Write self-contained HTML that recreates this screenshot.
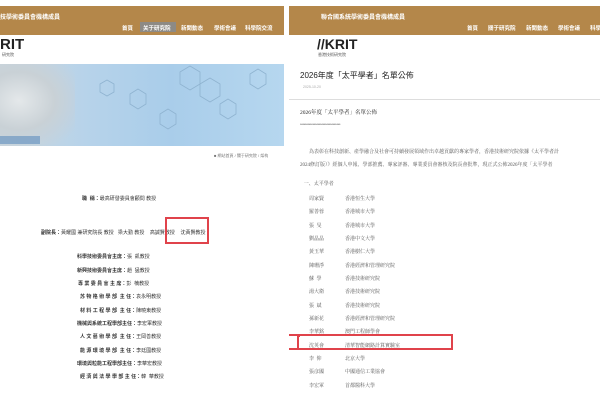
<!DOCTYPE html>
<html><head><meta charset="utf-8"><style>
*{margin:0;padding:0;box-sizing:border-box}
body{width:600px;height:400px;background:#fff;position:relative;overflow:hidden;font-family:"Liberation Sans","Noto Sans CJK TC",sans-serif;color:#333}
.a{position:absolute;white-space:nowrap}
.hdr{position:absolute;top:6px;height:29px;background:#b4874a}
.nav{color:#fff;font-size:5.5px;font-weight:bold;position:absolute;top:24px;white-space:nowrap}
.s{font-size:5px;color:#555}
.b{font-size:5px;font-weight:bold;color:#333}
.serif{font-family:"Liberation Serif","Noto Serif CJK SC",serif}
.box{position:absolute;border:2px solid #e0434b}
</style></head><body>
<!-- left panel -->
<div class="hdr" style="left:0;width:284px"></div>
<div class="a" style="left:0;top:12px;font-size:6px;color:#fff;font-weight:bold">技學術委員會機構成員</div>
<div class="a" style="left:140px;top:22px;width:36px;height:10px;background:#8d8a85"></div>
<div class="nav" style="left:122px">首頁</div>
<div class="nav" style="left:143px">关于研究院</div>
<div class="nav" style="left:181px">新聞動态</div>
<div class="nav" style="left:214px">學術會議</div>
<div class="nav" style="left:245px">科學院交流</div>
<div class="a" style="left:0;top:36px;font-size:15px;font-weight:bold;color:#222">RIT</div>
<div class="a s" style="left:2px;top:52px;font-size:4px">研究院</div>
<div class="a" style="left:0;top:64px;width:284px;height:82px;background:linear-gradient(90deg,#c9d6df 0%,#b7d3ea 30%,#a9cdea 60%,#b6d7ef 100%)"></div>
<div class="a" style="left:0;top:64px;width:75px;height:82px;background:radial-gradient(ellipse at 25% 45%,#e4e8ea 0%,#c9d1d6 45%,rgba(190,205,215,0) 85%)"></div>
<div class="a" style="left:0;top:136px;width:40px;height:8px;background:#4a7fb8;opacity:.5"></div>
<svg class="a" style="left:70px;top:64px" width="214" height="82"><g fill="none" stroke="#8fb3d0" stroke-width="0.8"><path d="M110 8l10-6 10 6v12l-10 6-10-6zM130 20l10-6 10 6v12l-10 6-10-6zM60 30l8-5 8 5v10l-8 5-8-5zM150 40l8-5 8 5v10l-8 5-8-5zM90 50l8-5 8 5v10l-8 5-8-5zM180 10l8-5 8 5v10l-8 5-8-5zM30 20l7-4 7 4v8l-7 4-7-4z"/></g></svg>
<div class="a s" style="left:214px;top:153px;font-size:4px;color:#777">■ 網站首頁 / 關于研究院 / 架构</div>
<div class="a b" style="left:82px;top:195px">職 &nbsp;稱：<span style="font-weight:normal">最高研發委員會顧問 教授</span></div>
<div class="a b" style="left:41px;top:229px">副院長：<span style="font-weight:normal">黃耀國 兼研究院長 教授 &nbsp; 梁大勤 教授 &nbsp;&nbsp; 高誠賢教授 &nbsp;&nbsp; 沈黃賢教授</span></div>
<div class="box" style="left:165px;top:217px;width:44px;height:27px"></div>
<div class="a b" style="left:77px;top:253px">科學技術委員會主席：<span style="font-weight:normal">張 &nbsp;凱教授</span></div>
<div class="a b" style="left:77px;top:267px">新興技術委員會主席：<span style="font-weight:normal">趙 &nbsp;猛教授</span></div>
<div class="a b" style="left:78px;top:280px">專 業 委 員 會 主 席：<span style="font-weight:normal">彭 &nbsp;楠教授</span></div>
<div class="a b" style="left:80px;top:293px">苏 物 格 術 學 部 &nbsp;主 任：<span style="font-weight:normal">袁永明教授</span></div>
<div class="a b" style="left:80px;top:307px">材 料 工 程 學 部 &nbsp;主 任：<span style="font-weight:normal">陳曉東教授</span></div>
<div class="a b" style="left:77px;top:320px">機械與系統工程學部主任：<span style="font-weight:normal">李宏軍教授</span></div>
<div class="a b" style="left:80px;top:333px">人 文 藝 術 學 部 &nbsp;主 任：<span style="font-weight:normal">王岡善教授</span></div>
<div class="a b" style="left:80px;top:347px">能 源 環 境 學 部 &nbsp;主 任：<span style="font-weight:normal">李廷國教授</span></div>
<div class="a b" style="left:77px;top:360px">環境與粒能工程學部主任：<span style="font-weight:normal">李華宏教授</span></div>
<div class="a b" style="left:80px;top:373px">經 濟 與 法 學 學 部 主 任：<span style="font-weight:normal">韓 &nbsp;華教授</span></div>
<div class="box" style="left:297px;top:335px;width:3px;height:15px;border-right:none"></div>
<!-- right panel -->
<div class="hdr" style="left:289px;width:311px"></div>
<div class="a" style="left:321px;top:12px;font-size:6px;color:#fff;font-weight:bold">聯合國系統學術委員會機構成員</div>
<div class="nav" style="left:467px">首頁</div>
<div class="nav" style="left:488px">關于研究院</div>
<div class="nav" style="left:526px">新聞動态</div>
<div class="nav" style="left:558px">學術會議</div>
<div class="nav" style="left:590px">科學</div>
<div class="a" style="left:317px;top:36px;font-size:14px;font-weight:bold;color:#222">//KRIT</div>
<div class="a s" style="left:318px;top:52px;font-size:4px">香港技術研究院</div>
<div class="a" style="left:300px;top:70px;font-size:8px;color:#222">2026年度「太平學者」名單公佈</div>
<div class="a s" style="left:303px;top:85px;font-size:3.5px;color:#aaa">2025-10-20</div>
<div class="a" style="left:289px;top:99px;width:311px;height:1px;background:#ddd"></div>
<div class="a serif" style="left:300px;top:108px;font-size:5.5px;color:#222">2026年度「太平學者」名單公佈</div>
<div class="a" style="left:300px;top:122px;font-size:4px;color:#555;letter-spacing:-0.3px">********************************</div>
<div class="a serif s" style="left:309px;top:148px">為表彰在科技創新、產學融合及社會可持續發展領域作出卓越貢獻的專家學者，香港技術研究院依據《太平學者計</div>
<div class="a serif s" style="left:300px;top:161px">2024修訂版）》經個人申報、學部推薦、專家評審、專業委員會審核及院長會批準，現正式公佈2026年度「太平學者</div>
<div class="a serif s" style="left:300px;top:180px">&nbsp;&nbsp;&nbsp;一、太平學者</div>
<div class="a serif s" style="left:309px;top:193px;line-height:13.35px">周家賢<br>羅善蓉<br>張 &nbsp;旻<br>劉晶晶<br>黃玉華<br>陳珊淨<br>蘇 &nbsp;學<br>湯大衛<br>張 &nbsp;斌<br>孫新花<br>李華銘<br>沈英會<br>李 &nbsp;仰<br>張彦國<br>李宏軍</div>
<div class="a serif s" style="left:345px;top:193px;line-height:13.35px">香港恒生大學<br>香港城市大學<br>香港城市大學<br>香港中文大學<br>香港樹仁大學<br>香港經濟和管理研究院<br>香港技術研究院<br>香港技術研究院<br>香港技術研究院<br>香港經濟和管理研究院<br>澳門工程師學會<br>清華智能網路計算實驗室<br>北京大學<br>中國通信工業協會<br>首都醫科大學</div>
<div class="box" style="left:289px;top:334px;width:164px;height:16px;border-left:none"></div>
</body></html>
::::::::::
_Set task_. Repeat the material verbatim. Do not carry over any picture.

_Output of the task_.
Write self-contained HTML that recreates this screenshot.
<!DOCTYPE html>
<html><head><meta charset="utf-8"><style>
*{margin:0;padding:0;box-sizing:border-box}
body{width:600px;height:400px;background:#fff;position:relative;overflow:hidden;font-family:"Liberation Sans","Noto Sans CJK TC",sans-serif;color:#333}
.a{position:absolute;white-space:nowrap}
.hdr{position:absolute;top:6px;height:29px;background:#b4874a}
.nav{color:#fff;font-size:5.5px;font-weight:bold;position:absolute;top:24px;white-space:nowrap}
.s{font-size:5px;color:#555}
.b{font-size:5px;font-weight:bold;color:#333}
.serif{font-family:"Liberation Serif","Noto Serif CJK SC",serif}
.box{position:absolute;border:2px solid #e0434b}
</style></head><body>
<!-- left panel -->
<div class="hdr" style="left:0;width:284px"></div>
<div class="a" style="left:0;top:12px;font-size:6px;color:#fff;font-weight:bold">技學術委員會機構成員</div>
<div class="a" style="left:140px;top:22px;width:36px;height:10px;background:#8d8a85"></div>
<div class="nav" style="left:122px">首頁</div>
<div class="nav" style="left:143px">关于研究院</div>
<div class="nav" style="left:181px">新聞動态</div>
<div class="nav" style="left:214px">學術會議</div>
<div class="nav" style="left:245px">科學院交流</div>
<div class="a" style="left:0;top:36px;font-size:15px;font-weight:bold;color:#222">RIT</div>
<div class="a s" style="left:2px;top:52px;font-size:4px">研究院</div>
<div class="a" style="left:0;top:64px;width:284px;height:82px;background:linear-gradient(90deg,#c9d6df 0%,#b7d3ea 30%,#a9cdea 60%,#b6d7ef 100%)"></div>
<div class="a" style="left:0;top:64px;width:75px;height:82px;background:radial-gradient(ellipse at 25% 45%,#e4e8ea 0%,#c9d1d6 45%,rgba(190,205,215,0) 85%)"></div>
<div class="a" style="left:0;top:136px;width:40px;height:8px;background:#4a7fb8;opacity:.5"></div>
<svg class="a" style="left:70px;top:64px" width="214" height="82"><g fill="none" stroke="#8fb3d0" stroke-width="0.8"><path d="M110 8l10-6 10 6v12l-10 6-10-6zM130 20l10-6 10 6v12l-10 6-10-6zM60 30l8-5 8 5v10l-8 5-8-5zM150 40l8-5 8 5v10l-8 5-8-5zM90 50l8-5 8 5v10l-8 5-8-5zM180 10l8-5 8 5v10l-8 5-8-5zM30 20l7-4 7 4v8l-7 4-7-4z"/></g></svg>
<div class="a s" style="left:214px;top:153px;font-size:4px;color:#777">■ 網站首頁 / 關于研究院 / 架构</div>
<div class="a b" style="left:82px;top:195px">職 &nbsp;稱：<span style="font-weight:normal">最高研發委員會顧問 教授</span></div>
<div class="a b" style="left:41px;top:229px">副院長：<span style="font-weight:normal">黃耀國 兼研究院長 教授 &nbsp; 梁大勤 教授 &nbsp;&nbsp; 高誠賢教授 &nbsp;&nbsp; 沈黃賢教授</span></div>
<div class="box" style="left:165px;top:217px;width:44px;height:27px"></div>
<div class="a b" style="left:77px;top:253px">科學技術委員會主席：<span style="font-weight:normal">張 &nbsp;凱教授</span></div>
<div class="a b" style="left:77px;top:267px">新興技術委員會主席：<span style="font-weight:normal">趙 &nbsp;猛教授</span></div>
<div class="a b" style="left:78px;top:280px">專 業 委 員 會 主 席：<span style="font-weight:normal">彭 &nbsp;楠教授</span></div>
<div class="a b" style="left:80px;top:293px">苏 物 格 術 學 部 &nbsp;主 任：<span style="font-weight:normal">袁永明教授</span></div>
<div class="a b" style="left:80px;top:307px">材 料 工 程 學 部 &nbsp;主 任：<span style="font-weight:normal">陳曉東教授</span></div>
<div class="a b" style="left:77px;top:320px">機械與系統工程學部主任：<span style="font-weight:normal">李宏軍教授</span></div>
<div class="a b" style="left:80px;top:333px">人 文 藝 術 學 部 &nbsp;主 任：<span style="font-weight:normal">王岡善教授</span></div>
<div class="a b" style="left:80px;top:347px">能 源 環 境 學 部 &nbsp;主 任：<span style="font-weight:normal">李廷國教授</span></div>
<div class="a b" style="left:77px;top:360px">環境與粒能工程學部主任：<span style="font-weight:normal">李華宏教授</span></div>
<div class="a b" style="left:80px;top:373px">經 濟 與 法 學 學 部 主 任：<span style="font-weight:normal">韓 &nbsp;華教授</span></div>
<div class="box" style="left:297px;top:335px;width:3px;height:15px;border-right:none"></div>
<!-- right panel -->
<div class="hdr" style="left:289px;width:311px"></div>
<div class="a" style="left:321px;top:12px;font-size:6px;color:#fff;font-weight:bold">聯合國系統學術委員會機構成員</div>
<div class="nav" style="left:467px">首頁</div>
<div class="nav" style="left:488px">關于研究院</div>
<div class="nav" style="left:526px">新聞動态</div>
<div class="nav" style="left:558px">學術會議</div>
<div class="nav" style="left:590px">科學</div>
<div class="a" style="left:317px;top:36px;font-size:14px;font-weight:bold;color:#222">//KRIT</div>
<div class="a s" style="left:318px;top:52px;font-size:4px">香港技術研究院</div>
<div class="a" style="left:300px;top:70px;font-size:8px;color:#222">2026年度「太平學者」名單公佈</div>
<div class="a s" style="left:303px;top:85px;font-size:3.5px;color:#aaa">2025-10-20</div>
<div class="a" style="left:289px;top:99px;width:311px;height:1px;background:#ddd"></div>
<div class="a serif" style="left:300px;top:108px;font-size:5.5px;color:#222">2026年度「太平學者」名單公佈</div>
<div class="a" style="left:300px;top:122px;font-size:4px;color:#555;letter-spacing:-0.3px">********************************</div>
<div class="a serif s" style="left:309px;top:148px">為表彰在科技創新、產學融合及社會可持續發展領域作出卓越貢獻的專家學者，香港技術研究院依據《太平學者計</div>
<div class="a serif s" style="left:300px;top:161px">2024修訂版）》經個人申報、學部推薦、專家評審、專業委員會審核及院長會批準，現正式公佈2026年度「太平學者</div>
<div class="a serif s" style="left:300px;top:180px">&nbsp;&nbsp;&nbsp;一、太平學者</div>
<div class="a serif s" style="left:309px;top:193px;line-height:13.35px">周家賢<br>羅善蓉<br>張 &nbsp;旻<br>劉晶晶<br>黃玉華<br>陳珊淨<br>蘇 &nbsp;學<br>湯大衛<br>張 &nbsp;斌<br>孫新花<br>李華銘<br>沈英會<br>李 &nbsp;仰<br>張彦國<br>李宏軍</div>
<div class="a serif s" style="left:345px;top:193px;line-height:13.35px">香港恒生大學<br>香港城市大學<br>香港城市大學<br>香港中文大學<br>香港樹仁大學<br>香港經濟和管理研究院<br>香港技術研究院<br>香港技術研究院<br>香港技術研究院<br>香港經濟和管理研究院<br>澳門工程師學會<br>清華智能網路計算實驗室<br>北京大學<br>中國通信工業協會<br>首都醫科大學</div>
<div class="box" style="left:289px;top:334px;width:164px;height:16px;border-left:none"></div>
</body></html>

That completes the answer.